The long-running Whitehall farce, Appointing the Chief Pharmacist, drew down its final curtain this week with the confirmation of Dr Jim Smith as chief pharmaceutical officer for England (see p844). Dr Smith will take up the reins in January, some 21 months after Mr Bryan Hartley hung up his spurs and went off to a well-deserved retirement.
The process of appointing Dr Smith has been long and tortuous. He was widely rumoured to have been offered the job early last year only to decline it because the Department of Health could not agree on a remuneration package which adequately reflected the real costs of moving from the North East to London. Now, apparently, suitable terms have been agreed.

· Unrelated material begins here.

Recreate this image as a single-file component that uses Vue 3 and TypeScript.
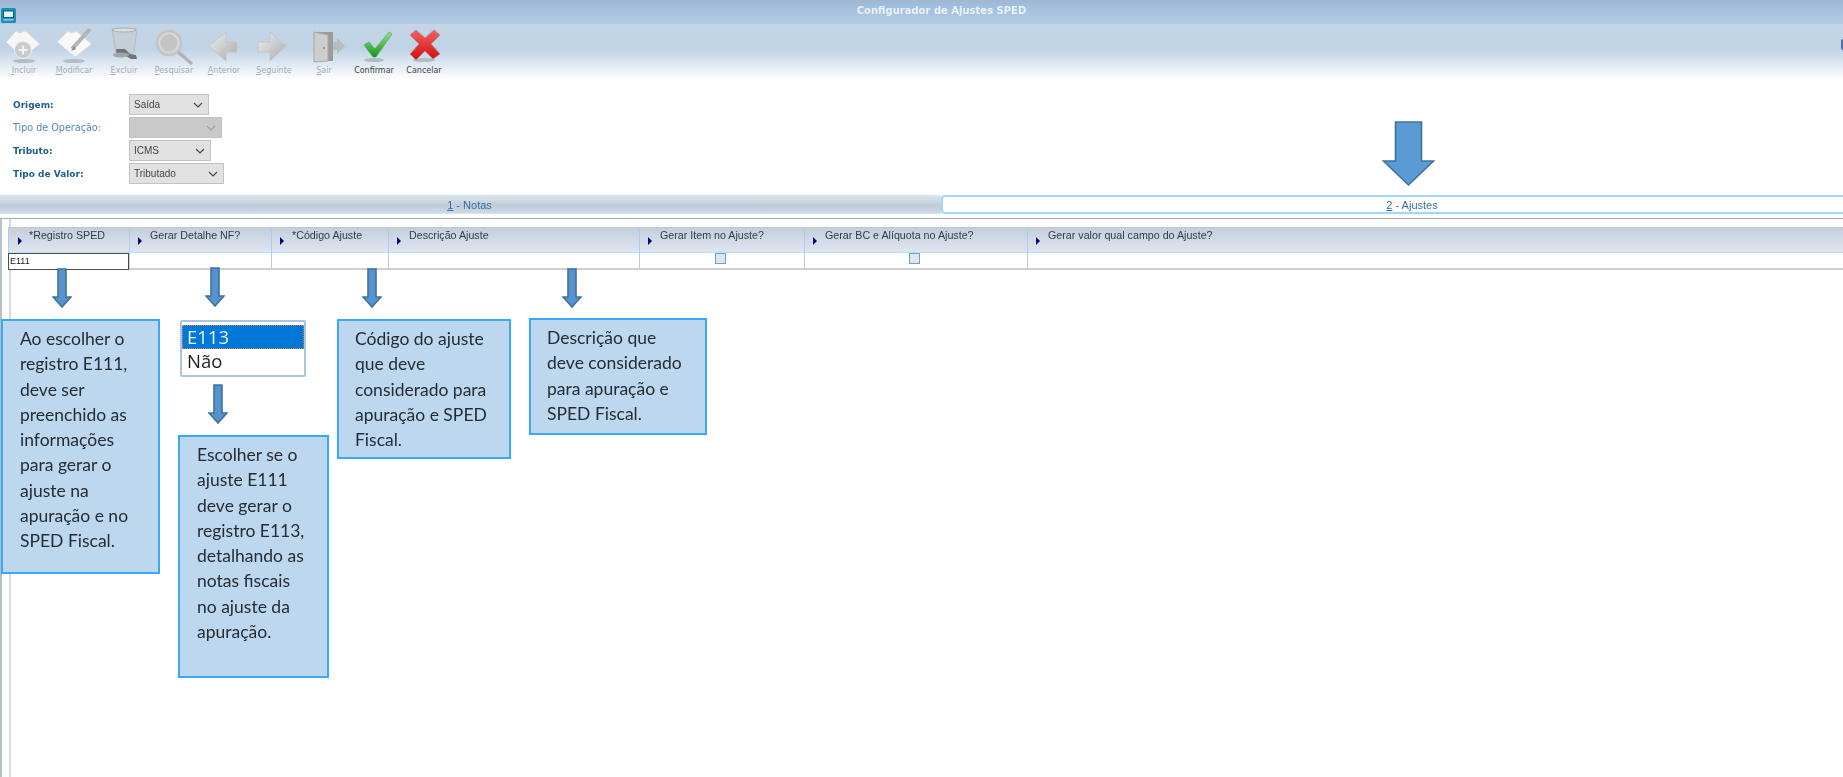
<template>
  <div class="screen">
    <div class="app-shell">
      <header class="titlebar">
        <svg class="app-icon" width="15" height="15" viewBox="0 0 15 15">
          <rect x="0" y="0" width="15" height="15" rx="1.5" fill="#1f8fb2" />
          <rect x="2.5" y="3" width="10" height="6.5" fill="#e6f2f8" stroke="#0d5f80" />
          <rect x="2.5" y="11" width="10" height="1.5" fill="#8fd0e2" />
        </svg>
        <span class="title-text">Configurador de Ajustes SPED</span>
      </header>

      <nav class="toolbar">
        <button v-for="tool in tools" :key="tool.label" class="tool" :class="{ active: tool.active }" type="button">
          <svg class="tool-icon" width="44" height="38" viewBox="0 0 44 38" v-html="tool.icon"></svg>
          <span class="tool-label"><u>{{ tool.label[0] }}</u>{{ tool.label.slice(1) }}</span>
        </button>
        <span class="edge-dot"></span>
      </nav>

      <section class="filters">
        <div v-for="field in fields" :key="field.label" class="field">
          <label class="field-label" :class="{ strong: field.strong }">{{ field.label }}</label>
          <div class="fake-select" :class="[field.size, { off: field.off }]">
            <span>{{ field.value }}</span>
            <svg width="10" height="6" viewBox="0 0 10 6"><path d="M1 1l4 4 4-4" fill="none" stroke="currentColor" stroke-width="1.2" /></svg>
          </div>
        </div>
      </section>

      <div class="tabs">
        <div class="tab"><span><u>1</u> - Notas</span></div>
        <div class="tab current"><span><u>2</u> - Ajustes</span></div>
      </div>

      <section class="sheet">
        <div class="grid">
          <div v-for="col in columns" :key="col" class="head-cell">
            <i class="marker"></i>
            <span>{{ col }}</span>
          </div>
          <div class="cell editing">E111</div>
          <div class="cell"></div>
          <div class="cell"></div>
          <div class="cell"></div>
          <div class="cell check"><i class="box"></i></div>
          <div class="cell check"><i class="box"></i></div>
          <div class="cell"></div>
        </div>
      </section>
    </div>

    <!-- anotacoes sobre a tela -->
    <svg
      v-for="a in arrows"
      :key="a.x + '-' + a.y"
      class="note-arrow"
      :style="{ left: a.x + 'px', top: a.y + 'px' }"
      width="20"
      height="40"
      viewBox="0 0 20 40"
    >
      <path d="M6 1h8v28h5L10 39 1 29h5z" fill="#5593cd" stroke="#41719c" stroke-width="1.6" />
    </svg>

    <svg class="note-arrow big" width="55" height="68" viewBox="0 0 55 68">
      <path d="M14.5 2h26v39h12L27.5 65 2.500 41h12z" fill="#5b9bd5" stroke="#41719c" stroke-width="1.6" />
    </svg>

    <div class="note note-a"><p>Ao escolher o<br />registro E111,<br />deve ser<br />preenchido as<br />informações<br />para gerar o<br />ajuste na<br />apuração e no<br />SPED Fiscal.</p></div>
    <div class="note note-b"><p>Escolher se o<br />ajuste E111<br />deve gerar o<br />registro E113,<br />detalhando as<br />notas fiscais<br />no ajuste da<br />apuração.</p></div>
    <div class="note note-c"><p>Código do ajuste<br />que deve<br />considerado para<br />apuração e SPED<br />Fiscal.</p></div>
    <div class="note note-d"><p>Descrição que<br />deve considerado<br />para apuração e<br />SPED Fiscal.</p></div>

    <div class="picker">
      <div class="picker-row selected">E113</div>
      <div class="picker-row">Não</div>
    </div>
  </div>
</template>

<script setup lang="ts">
interface Tool {
  label: string
  icon: string
  active?: boolean
}

const shadow = (y: number, rx = 11) => `<ellipse cx="22" cy="${y}" rx="${rx}" ry="2" fill="#8f9aa6" opacity=".55"/>`

const grayFill = `<linearGradient id="gr" x1="0" y1="0" x2="1" y2="1"><stop offset="0" stop-color="#f2f2f2"/><stop offset="1" stop-color="#a9a9a9"/></linearGradient>`

const tools: Tool[] = [
  {
    label: 'Incluir',
    icon: `${shadow(34)}<path d="M4 15 14 4l4 2 4-2 3 1 13 12-17 14z" fill="#f6f6f6" stroke="#d4d8dc"/><circle cx="21" cy="23" r="8.500" fill="#c8cacc" stroke="#eee"/><path d="M21 18.500v9M16.500 23h9" stroke="#f4f4f4" stroke-width="2.200"/>`
  },
  {
    label: 'Modificar',
    icon: `${shadow(34)}<path d="M5 15 16 4l4 2 4-2 16 13-17 13z" fill="#f8f8f8" stroke="#d4d8dc"/><path d="M38 2 20 22" stroke="#b4b4b4" stroke-width="4"/><path d="M22 19l-3 5 5-2z" fill="#8c8c8c"/>`
  },
  {
    label: 'Excluir',
    icon: `<path d="M10 2h25l-3 24H14z" fill="#c9ced3" opacity=".8" stroke="#b2b7bc"/><ellipse cx="22" cy="3" rx="12" ry="2" fill="#dde1e4" stroke="#a8adb3"/><path d="M14 22h9l5 5 6 1 1 4h-6l-5-3-9 1z" fill="#6f7276"/><ellipse cx="19" cy="28" rx="8" ry="2.500" fill="#a2a5a8"/>`
  },
  {
    label: 'Pesquisar',
    icon: `${grayFill}<path d="M26 25l13 11" stroke="#b3b3b3" stroke-width="3.400" stroke-linecap="round"/><circle cx="17" cy="16" r="12" fill="#d6d6d6" stroke="#c4c4c4" stroke-width="2.500"/><circle cx="17" cy="16" r="8.500" fill="#c4c4c4"/>`
  },
  {
    label: 'Anterior',
    icon: `${grayFill}<path d="M7 19 24 5v10h11v10H24v9z" fill="url(#gr)" stroke="#c6c6c6"/>`
  },
  {
    label: 'Seguinte',
    icon: `${grayFill}<path d="M34 19 18 5v10H6v10h12v9z" fill="url(#gr)" stroke="#c6c6c6"/>`
  },
  {
    label: 'Sair',
    icon: `<path d="M12 5h19v29H12z" fill="#9b9b9b"/><path d="M12 5l14 3v26l-14 1z" fill="#cdcdcd" stroke="#a8a8a8"/><circle cx="22" cy="21" r="1" fill="#888"/><path d="M31 15h4v-4l8 8-8 8v-4h-4z" fill="#b9bcbf"/>`
  },
  {
    label: 'Confirmar',
    active: true,
    icon: `<linearGradient id="ok" x1="0" y1="0" x2="0" y2="1"><stop offset="0" stop-color="#9fe08c"/><stop offset="1" stop-color="#0d9a1f"/></linearGradient>${shadow(33, 10)}<path d="M12 18l5-3 6 7L37 5l3 2-16 23h-3z" fill="url(#ok)" stroke="#3da33d" stroke-width=".6"/>`
  },
  {
    label: 'Cancelar',
    active: true,
    icon: `<linearGradient id="no" x1="0" y1="0" x2="0" y2="1"><stop offset="0" stop-color="#f26060"/><stop offset="1" stop-color="#d40d0d"/></linearGradient>${shadow(33, 11)}<path d="M14 3l9 8 9-8 6 5-9 9 9 10-7 5-8-8-9 9-6-6 9-10-9-9z" fill="url(#no)" stroke="#b08a8a" stroke-width="1"/>`
  }
]

const fields = [
  { label: 'Origem:', value: 'Saída', strong: true, size: 'w80' },
  { label: 'Tipo de Operação:', value: '', off: true, size: 'w93' },
  { label: 'Tributo:', value: 'ICMS', strong: true, size: 'w82' },
  { label: 'Tipo de Valor:', value: 'Tributado', strong: true, size: 'w95' }
]

const columns = [
  '*Registro SPED',
  'Gerar Detalhe NF?',
  '*Código Ajuste',
  'Descrição Ajuste',
  'Gerar Item no Ajuste?',
  'Gerar BC e Alíquota no Ajuste?',
  'Gerar valor qual campo do Ajuste?'
]

const arrows = [
  { x: 52, y: 268 },
  { x: 205, y: 267 },
  { x: 362, y: 268 },
  { x: 562, y: 268 },
  { x: 208, y: 384 }
]
</script>

<style scoped>
.screen {
  position: relative;
  width: 1843px;
  height: 777px;
  overflow: hidden;
  background: #fff;
  font-family: "Liberation Sans", Arial, sans-serif;
}

.app-shell {
  display: flex;
  flex-direction: column;
  height: 100%;
  filter: blur(0.45px);
}

.titlebar {
  display: grid;
  grid-template-columns: 1fr auto 1fr;
  height: 24px;
  box-sizing: border-box;
  border-top: 1px solid #aab4c4;
  background: linear-gradient(#9db9da, #b4cbe3);
}

.app-icon {
  margin: 7px 0 0 1px;
}

.title-text {
  grid-column: 2;
  margin: 3px 0 0 40px;
  font: bold 10px/13px "DejaVu Sans", sans-serif;
  color: #eaf1f8;
  white-space: nowrap;
}

.toolbar {
  position: relative;
  display: flex;
  height: 56px;
  margin-left: -1px;
  background: linear-gradient(#c3d5e7 0, #c0d3e5 45%, #ffffff 100%);
}

.tool {
  display: flex;
  flex-direction: column;
  align-items: center;
  width: 50px;
  padding: 4px 0 0;
  border: 0;
  background: none;
}

.tool-icon {
  display: block;
  margin-top: -1px;
  margin-bottom: 1px;
  filter: blur(0.5px);
}

.tool-label {
  font: 8px/10px "DejaVu Sans", sans-serif;
  color: #a7adb4;
  white-space: nowrap;
}

.tool.active .tool-label {
  color: #39434d;
}

.tool-label u {
  text-decoration-thickness: 1px;
}

.tool.active .tool-label u {
  text-decoration: none;
}

.edge-dot {
  position: absolute;
  right: -2px;
  top: 15px;
  width: 4px;
  height: 11px;
  border-radius: 2px;
  background: #55709e;
}

.filters {
  display: flex;
  flex-direction: column;
  gap: 2px;
  height: 115px;
  box-sizing: border-box;
  padding-top: 14px;
}

.field {
  display: flex;
  align-items: center;
  height: 21px;
}

.field-label {
  width: 116px;
  margin: 1px 0 0 13px;
  font: 9.6px/12px "DejaVu Sans", sans-serif;
  color: #4f88b4;
}

.field-label.strong {
  font-size: 9px;
  font-weight: bold;
  color: #1f5c92;
}

.fake-select {
  display: flex;
  align-items: center;
  justify-content: space-between;
  box-sizing: border-box;
  height: 21px;
  padding: 0 5px 0 4px;
  border: 1px solid #c2c2c2;
  background: #e1e1e1;
  font: 10px/12px "Liberation Sans", sans-serif;
  color: #444;
}

.fake-select.off {
  background: #c9c9c9;
  color: #a0a0a0;
}

.w80 { width: 80px; }
.w82 { width: 82px; }
.w93 { width: 93px; }
.w95 { width: 95px; }

.tabs {
  display: flex;
  height: 19px;
}

.tab {
  display: flex;
  align-items: center;
  justify-content: center;
  box-sizing: border-box;
  width: 941px;
  border-top: 1px solid #d3e6f7;
  border-bottom: 1px solid #d3e6f7;
  background: linear-gradient(#dbe3ec, #bfcbd9 55%, #cfd9e4);
  font-size: 11px;
  color: #3a6d9c;
}

.tab span {
  margin-right: 2px;
}

.tab.current {
  flex: 1;
  width: auto;
  border: 2px solid #a0d6ff;
  border-right: 0;
  border-radius: 4px 0 0 4px;
  background: #fff;
}

.tab.current span {
  margin: 1px 0 0 38px;
}

.sheet {
  position: relative;
  flex: 1;
  margin-top: 4px;
  padding: 8px 0 0 7px;
  border-top: 1px solid #a9a9a9;
  border-left: 2px solid #b3bfcd;
}

.sheet::before {
  content: "";
  position: absolute;
  left: 7px;
  top: 0;
  bottom: 0;
  width: 2px;
  background: #d9d9d9;
}

.grid {
  position: relative;
  display: grid;
  grid-template-columns: 121px 142px 117px 251px 165px 223px 1fr;
  grid-template-rows: 26px 17px;
  margin-left: -1px;
}

.head-cell {
  display: flex;
  box-sizing: border-box;
  height: 26px;
  padding-left: 8px;
  border-top: 1px solid #bfc6cf;
  border-left: 1px solid #a8d0f5;
  border-bottom: 1px solid #b9ddfa;
  background: linear-gradient(#c5cfdc, #dde5ef);
  font-size: 10.7px;
  color: #333b44;
}

.head-cell:first-child {
  padding-left: 9px;
}

.head-cell:first-child .marker {
  margin-right: 7px;
}

.head-cell span {
  margin-top: 1px;
  line-height: 12px;
  white-space: nowrap;
}

.marker {
  flex: none;
  width: 0;
  height: 0;
  margin: 9px 8px 0 0;
  border-top: 4px solid transparent;
  border-bottom: 4px solid transparent;
  border-left: 4px solid #000080;
}

.cell {
  box-sizing: border-box;
  height: 17px;
  border-left: 1px solid #c8c8c8;
  border-bottom: 2px solid #cfcfcf;
  background: #fff;
}

.cell.editing {
  padding-left: 1px;
  border: 1px solid #4d4d4d;
  font-size: 9px;
  line-height: 15px;
  color: #222;
}

.cell.check {
  display: flex;
  align-items: center;
  justify-content: center;
}

.box {
  width: 9px;
  height: 9px;
  margin: -4px 3px 0 0;
  border: 1px solid #69a6c6;
  background: #dfe5ea;
}

.note-arrow {
  position: absolute;
  filter: blur(0.4px);
}

.note-arrow.big {
  left: 1381px;
  top: 120px;
}

.note {
  position: absolute;
  box-sizing: border-box;
  border: 2px solid #3aa8f8;
  background: #bdd7ee;
  font: 17.5px/25.3px Lato, "Open Sans", sans-serif;
  color: #262c33;
  filter: blur(0.35px);
}

.note p {
  margin: 0;
  white-space: nowrap;
}

.note-a {
  left: 1px;
  top: 319px;
  width: 159px;
  height: 255px;
  padding: 5px 0 0 17px;
}

.note-b {
  left: 178px;
  top: 435px;
  width: 151px;
  height: 243px;
  padding: 5px 0 0 17px;
}

.note-c {
  left: 337px;
  top: 319px;
  width: 174px;
  height: 140px;
  padding: 5px 0 0 16px;
}

.note-d {
  left: 529px;
  top: 318px;
  width: 178px;
  height: 117px;
  padding: 5px 0 0 16px;
}

.picker {
  position: absolute;
  left: 180px;
  top: 320px;
  width: 126px;
  height: 57px;
  box-sizing: border-box;
  padding-top: 3px;
  border: 2px solid #a9c7e2;
  border-radius: 2px;
  background: #fff;
  font: 18.5px/24px "Open Sans", sans-serif;
  color: #1e1e1e;
  filter: blur(0.35px);
}

.picker-row {
  height: 24px;
  padding-left: 5px;
}

.picker-row.selected {
  outline: 1px dotted #d98a2b;
  outline-offset: -1px;
  background: #0078d7;
  color: #e9f4ff;
}
</style>

<style>
html,
body {
  margin: 0;
  background: #fff;
}
</style>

If only the Departmental money spent on running a second round of recruitment interviews had been used to pay Dr Smith in the first place, he could have been in post for the launch of the pharmacy plan for England in September. (Here we must pay tribute to the work of the acting chief pharmacist, Mrs Jeannette Howe, under whom the plan has come to print, if not yet to fruition.)
Dr Smith will start the new year with a bulging in-tray. Top of his list of things to do are paving the way for pharmacist prescribing - legislation for which was included in the Queen's speech at the State Opening of Parliament this week (see p845) - and a review of skill mix within pharmacies. Dr Smith has a lot to be getting on with. What a pity he was not able to start on it much sooner.